With the images removed, repeat the data below exactly.

Data excerpt:
•••

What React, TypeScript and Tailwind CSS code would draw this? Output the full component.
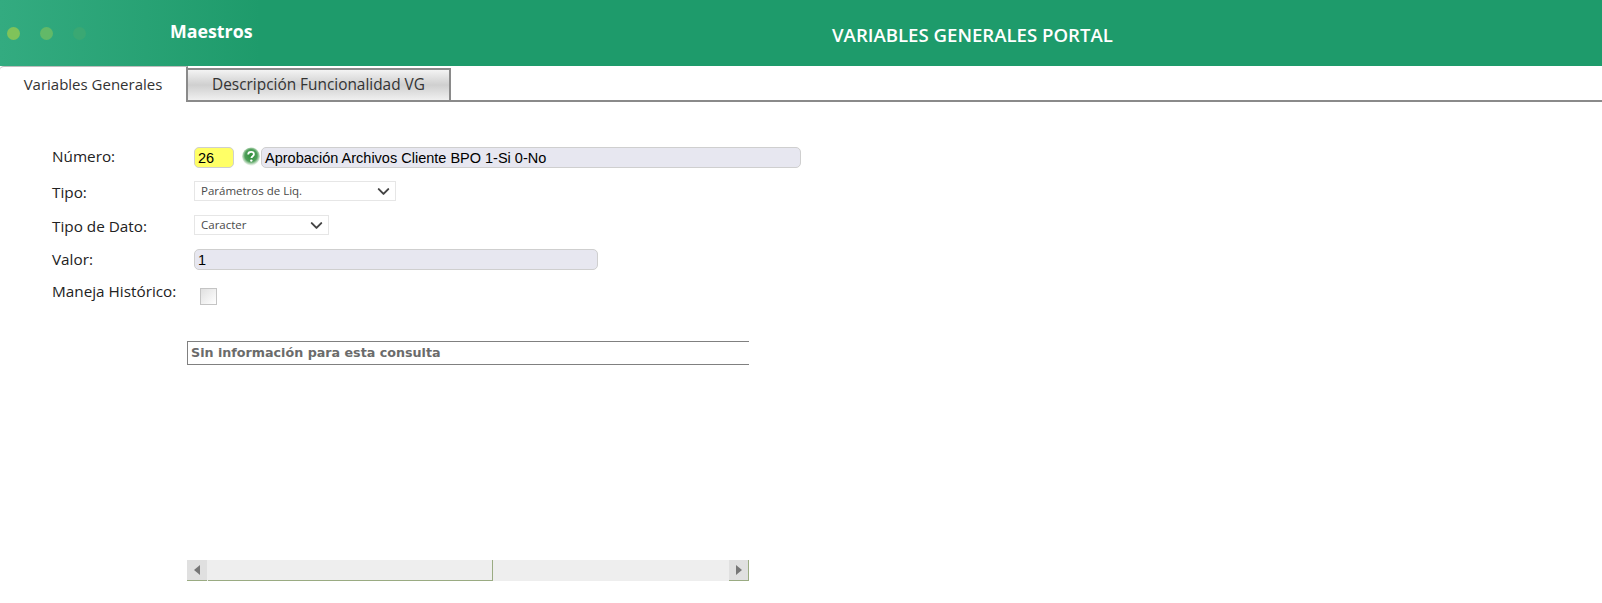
import type { ReactNode } from 'react'
import { ChevronDown } from 'lucide-react'

const labelFont = "font-['Open_Sans','Noto_Sans',sans-serif]"

function Select({ label, width }: { label: string; width: string }) {
  return (
    <div className={`flex h-5 items-center justify-between border border-[#e6e6e6] bg-white pl-[6px] pr-[2px] ${width}`}>
      <span className={`${labelFont} text-[11.5px] text-[#4a4a4a]`}>{label}</span>
      <ChevronDown size={19} strokeWidth={2.5} className="text-[#444]" />
    </div>
  )
}

function HelpIcon() {
  return (
    <svg width="18" height="20" viewBox="0 0 18 20">
      <defs>
        <radialGradient id="help" cx="50%" cy="45%" r="52%">
          <stop offset="0%" stopColor="#2f8f3a" />
          <stop offset="65%" stopColor="#4f9f5a" />
          <stop offset="85%" stopColor="#a9d0ac" />
          <stop offset="100%" stopColor="#e3efe3" />
        </radialGradient>
      </defs>
      <circle cx="9" cy="9.5" r="9" fill="url(#help)" />
      <path d="M6.2 7.4c0-1.6 1.3-2.5 2.9-2.5s2.8.9 2.8 2.3c0 2-2.5 2-2.5 3.9" fill="none" stroke="#fff" strokeWidth="1.8" />
      <circle cx="9.3" cy="13.6" r="1.2" fill="#fff" />
    </svg>
  )
}

function Row({ label, children, className, labelClass = '' }: { label: string; children: ReactNode; className: string; labelClass?: string }) {
  return (
    <div className={`flex items-start ${className}`}>
      <div className={`${labelFont} w-[142px] shrink-0 text-[15.3px] leading-5 text-[#222] ${labelClass}`}>{label}</div>
      {children}
    </div>
  )
}

export default function App() {
  return (
    <div className="h-[603px] w-full overflow-hidden bg-white">
      {/* Top bar */}
      <div className="relative flex h-[66px] items-center bg-[#1e9b6b]">
        <div className="absolute inset-y-0 left-0 w-[260px] bg-gradient-to-r from-[#33ab80] to-[#1e9b6b]" />
        <div className="relative flex w-[170px] gap-[20px] pl-[7px]">
          <span className="h-[13px] w-[13px] rounded-full bg-[#7fc35a]" />
          <span className="h-[13px] w-[13px] rounded-full bg-[#62b968]" />
          <span className="h-[13px] w-[13px] rounded-full bg-[#3aa873]" />
        </div>
        <span className={`${labelFont} relative -mt-[3px] text-[17.8px] font-bold text-white`}>Maestros</span>
        <span className={`${labelFont} absolute left-[832px] top-[23px] text-[18.6px] leading-6 font-semibold text-white`}>VARIABLES GENERALES PORTAL</span>
      </div>

      {/* Tabs */}
      <div className="flex h-[36px] items-end border-b-2 border-[#8a8a8a]">
        <div className={`${labelFont} -mb-[2px] flex h-[36px] w-[188px] items-center justify-center rounded-tl-sm border-t border-r-2 border-[#bdbdbd] border-r-[#8a8a8a] bg-white text-[15px] text-[#333]`}>
          Variables Generales
        </div>
        <div className={`${labelFont} flex h-[32px] w-[263px] items-center justify-center border-2 border-b-0 border-l-0 border-[#8a8a8a] bg-gradient-to-b from-[#f4f4f4] via-[#cfcfcf] to-[#f0f0f0] text-[15.4px] text-[#333]`}>
          Descripción Funcionalidad VG
        </div>
      </div>

      {/* Form */}
      <div className="pl-[52px] pt-[45px]">
        <Row label="Número:" className="h-[34px]" labelClass="-mt-[1px]">
          <div className="mt-[1px] flex items-start">
            <div className="-mt-[1px] h-[21px] w-[40px] rounded-[5px] border border-[#cfcfcf] bg-[#ffff66] pl-[3px] font-['Liberation_Sans',sans-serif] text-[14.5px] leading-[21px] text-black">26</div>
            <div className="-mt-[1px] ml-[8px] w-[19px]"><HelpIcon /></div>
            <div className="-mt-[1px] h-[21px] w-[540px] rounded-[5px] border border-[#cfcfcf] bg-[#e7e7f0] pl-[3px] font-['Liberation_Sans',sans-serif] text-[14.5px] leading-[21px] text-black">Aprobación Archivos Cliente BPO 1-Si 0-No</div>
          </div>
        </Row>
        <Row label="Tipo:" className="h-[34px]" labelClass="mt-[1px]">
          <Select label="Parámetros de Liq." width="w-[202px]" />
        </Row>
        <Row label="Tipo de Dato:" className="h-[34px]" labelClass="mt-[1px]">
          <Select label="Caracter" width="w-[135px]" />
        </Row>
        <Row label="Valor:" className="h-[34px]">
          <div className="h-[21px] w-[404px] rounded-[5px] border border-[#cfcfcf] bg-[#e7e7f0] pl-[3px] font-['Liberation_Sans',sans-serif] text-[14.5px] leading-[21px] text-black">1</div>
        </Row>
        <Row label="Maneja Histórico:" className="h-[37px]" labelClass="-mt-[2px]">
          <div className="ml-[6px] mt-[5px] h-[17px] w-[17px] border border-[#c4c4c4] bg-gradient-to-br from-[#e0e0e0] to-white" />
        </Row>
      </div>

      {/* Results grid */}
      <div className="ml-[187px] mt-[21px] w-[562px]">
        <div className="flex h-[24px] items-center border-y border-l border-[#808080] pl-[3px] font-['DejaVu_Sans',sans-serif] text-[12.7px] font-bold text-[#6b6b6b]">
          Sin información para esta consulta
        </div>
        <div className="mt-[195px] flex h-[21px] bg-[#eeeeee]">
          <div className="flex w-[20px] items-center justify-center border-b border-[#9aab82] bg-[#e0e0e0]">
            <span className="h-0 w-0 border-y-[5px] border-r-[6px] border-y-transparent border-r-[#777]" />
          </div>
          <div className="ml-[1px] w-[285px] border-r border-b border-[#9aab82] bg-[#eeeeee]" />
          <div className="flex-1" />
          <div className="ml-[1px] flex w-[20px] items-center justify-center border-r border-b border-[#9aab82] bg-[#e0e0e0]">
            <span className="h-0 w-0 border-y-[5px] border-l-[6px] border-y-transparent border-l-[#777]" />
          </div>
        </div>
      </div>
    </div>
  )
}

•••

Worked solution:
What React, TypeScript and Tailwind CSS code would draw this? Output the full component.
import type { ReactNode } from 'react'
import { ChevronDown } from 'lucide-react'

const labelFont = "font-['Open_Sans','Noto_Sans',sans-serif]"

function Select({ label, width }: { label: string; width: string }) {
  return (
    <div className={`flex h-5 items-center justify-between border border-[#e6e6e6] bg-white pl-[6px] pr-[2px] ${width}`}>
      <span className={`${labelFont} text-[11.5px] text-[#4a4a4a]`}>{label}</span>
      <ChevronDown size={19} strokeWidth={2.5} className="text-[#444]" />
    </div>
  )
}

function HelpIcon() {
  return (
    <svg width="18" height="20" viewBox="0 0 18 20">
      <defs>
        <radialGradient id="help" cx="50%" cy="45%" r="52%">
          <stop offset="0%" stopColor="#2f8f3a" />
          <stop offset="65%" stopColor="#4f9f5a" />
          <stop offset="85%" stopColor="#a9d0ac" />
          <stop offset="100%" stopColor="#e3efe3" />
        </radialGradient>
      </defs>
      <circle cx="9" cy="9.5" r="9" fill="url(#help)" />
      <path d="M6.2 7.4c0-1.6 1.3-2.5 2.9-2.5s2.8.9 2.8 2.3c0 2-2.5 2-2.5 3.9" fill="none" stroke="#fff" strokeWidth="1.8" />
      <circle cx="9.3" cy="13.6" r="1.2" fill="#fff" />
    </svg>
  )
}

function Row({ label, children, className, labelClass = '' }: { label: string; children: ReactNode; className: string; labelClass?: string }) {
  return (
    <div className={`flex items-start ${className}`}>
      <div className={`${labelFont} w-[142px] shrink-0 text-[15.3px] leading-5 text-[#222] ${labelClass}`}>{label}</div>
      {children}
    </div>
  )
}

export default function App() {
  return (
    <div className="h-[603px] w-full overflow-hidden bg-white">
      {/* Top bar */}
      <div className="relative flex h-[66px] items-center bg-[#1e9b6b]">
        <div className="absolute inset-y-0 left-0 w-[260px] bg-gradient-to-r from-[#33ab80] to-[#1e9b6b]" />
        <div className="relative flex w-[170px] gap-[20px] pl-[7px]">
          <span className="h-[13px] w-[13px] rounded-full bg-[#7fc35a]" />
          <span className="h-[13px] w-[13px] rounded-full bg-[#62b968]" />
          <span className="h-[13px] w-[13px] rounded-full bg-[#3aa873]" />
        </div>
        <span className={`${labelFont} relative -mt-[3px] text-[17.8px] font-bold text-white`}>Maestros</span>
        <span className={`${labelFont} absolute left-[832px] top-[23px] text-[18.6px] leading-6 font-semibold text-white`}>VARIABLES GENERALES PORTAL</span>
      </div>

      {/* Tabs */}
      <div className="flex h-[36px] items-end border-b-2 border-[#8a8a8a]">
        <div className={`${labelFont} -mb-[2px] flex h-[36px] w-[188px] items-center justify-center rounded-tl-sm border-t border-r-2 border-[#bdbdbd] border-r-[#8a8a8a] bg-white text-[15px] text-[#333]`}>
          Variables Generales
        </div>
        <div className={`${labelFont} flex h-[32px] w-[263px] items-center justify-center border-2 border-b-0 border-l-0 border-[#8a8a8a] bg-gradient-to-b from-[#f4f4f4] via-[#cfcfcf] to-[#f0f0f0] text-[15.4px] text-[#333]`}>
          Descripción Funcionalidad VG
        </div>
      </div>

      {/* Form */}
      <div className="pl-[52px] pt-[45px]">
        <Row label="Número:" className="h-[34px]" labelClass="-mt-[1px]">
          <div className="mt-[1px] flex items-start">
            <div className="-mt-[1px] h-[21px] w-[40px] rounded-[5px] border border-[#cfcfcf] bg-[#ffff66] pl-[3px] font-['Liberation_Sans',sans-serif] text-[14.5px] leading-[21px] text-black">26</div>
            <div className="-mt-[1px] ml-[8px] w-[19px]"><HelpIcon /></div>
            <div className="-mt-[1px] h-[21px] w-[540px] rounded-[5px] border border-[#cfcfcf] bg-[#e7e7f0] pl-[3px] font-['Liberation_Sans',sans-serif] text-[14.5px] leading-[21px] text-black">Aprobación Archivos Cliente BPO 1-Si 0-No</div>
          </div>
        </Row>
        <Row label="Tipo:" className="h-[34px]" labelClass="mt-[1px]">
          <Select label="Parámetros de Liq." width="w-[202px]" />
        </Row>
        <Row label="Tipo de Dato:" className="h-[34px]" labelClass="mt-[1px]">
          <Select label="Caracter" width="w-[135px]" />
        </Row>
        <Row label="Valor:" className="h-[34px]">
          <div className="h-[21px] w-[404px] rounded-[5px] border border-[#cfcfcf] bg-[#e7e7f0] pl-[3px] font-['Liberation_Sans',sans-serif] text-[14.5px] leading-[21px] text-black">1</div>
        </Row>
        <Row label="Maneja Histórico:" className="h-[37px]" labelClass="-mt-[2px]">
          <div className="ml-[6px] mt-[5px] h-[17px] w-[17px] border border-[#c4c4c4] bg-gradient-to-br from-[#e0e0e0] to-white" />
        </Row>
      </div>

      {/* Results grid */}
      <div className="ml-[187px] mt-[21px] w-[562px]">
        <div className="flex h-[24px] items-center border-y border-l border-[#808080] pl-[3px] font-['DejaVu_Sans',sans-serif] text-[12.7px] font-bold text-[#6b6b6b]">
          Sin información para esta consulta
        </div>
        <div className="mt-[195px] flex h-[21px] bg-[#eeeeee]">
          <div className="flex w-[20px] items-center justify-center border-b border-[#9aab82] bg-[#e0e0e0]">
            <span className="h-0 w-0 border-y-[5px] border-r-[6px] border-y-transparent border-r-[#777]" />
          </div>
          <div className="ml-[1px] w-[285px] border-r border-b border-[#9aab82] bg-[#eeeeee]" />
          <div className="flex-1" />
          <div className="ml-[1px] flex w-[20px] items-center justify-center border-r border-b border-[#9aab82] bg-[#e0e0e0]">
            <span className="h-0 w-0 border-y-[5px] border-l-[6px] border-y-transparent border-l-[#777]" />
          </div>
        </div>
      </div>
    </div>
  )
}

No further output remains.